Johnson lost out, too. He earned $1.5 million a year at J.C. Penney, and the company initially gave him $52.7 million in J.C. Penney stock to compensate for the 250,000 stock options in Apple—worth maybe $100 million—he had to leave behind there. Johnson then bought roughly that same amount of J.C. Penney stock for himself, in the form of warrants that he can cash in only if the stock gets back to nearly $30 a share. That’s about twice its current value.

So, let’s give credit where it’s due: The company’s board got Johnson’s compensation package right by making it contingent on the company’s performance. But it didn’t do so well with other executives. The company ponied up $137 million to the executives who were hired by Johnson and either quit or were fired during or after his tenure. It also okayed nearly $20 million in severance to Mike Ullman when he left the company. (And then, of course, it hired Ullman back.) Still, the board has done at least one other thing right of late: It’s looked for more experienced retailers to join its ranks. When Ackman resigned from the Penney’s board on August 14, the board agreed to bring on a retail executive—Ronald Tysoe, formerly of Federated Department stores—and one other board member to be named later. Tysoe is only the second person with significant retail experience to have served on the board in recent years.

That, alone, is cause to question how much the board appreciated the risks involved with Johnson’s overhaul, says Dennis McCuistion, host of a Dallas PBS show called The McCuistion Program and executive director of the Institute for Excellence in Corporate Governance at the University of Texas at Dallas. “Was there significant industry expertise on this board—people who would know something about what the retail business is?” McCuistion asks. “That’s a question one would have a hard time answering in the affirmative. You need some people on a board who have ‘been there and done that,’ and I think that may have been where J.C. Penney’s board lost their way.”

He may be right. And there may be a price to pay for the board, as one employee put it, “fiddling while J.C. Penney burns.”

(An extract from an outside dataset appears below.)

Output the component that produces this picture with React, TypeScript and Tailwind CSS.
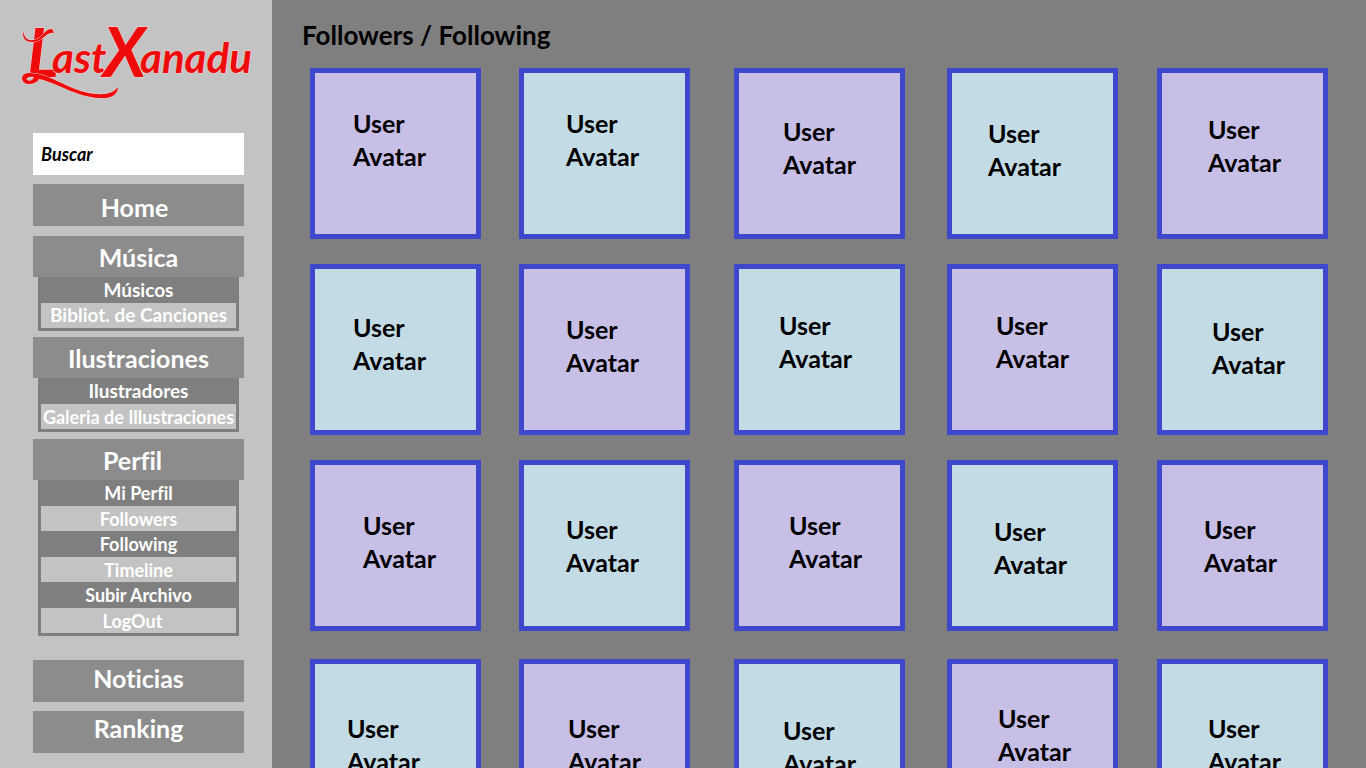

“The board shakeup is not over,” Fox says. “They really backed Johnson all the way. So the problem, while certainly of his making, needs to be shared by the board who backed him the way they did.”

The next window for a major shakeup will be in May, when the company holds its annual meeting and investors can vote to re-elect board members. Or not to re-elect them. Last year, Glass Lewis & Co., an independent governance analysis and proxy voting firm, recommended that investors vote against three current directors: Geraldine Laybourne, former CEO of Oxygen Media; SMU’s Gerald Turner; and Colleen Barrett, the Southwest Airlines president emeritus. And this year David Eaton, Glass Lewis’ vice president of research, said, “Shareholders should question the choices the board has made.”

Maybe shareholders should do more than just question the choices. Maybe they should vote to hold the board—and not just Bill Ackman and Ron Johnson—accountable for J.C. Penney’s disastrous run.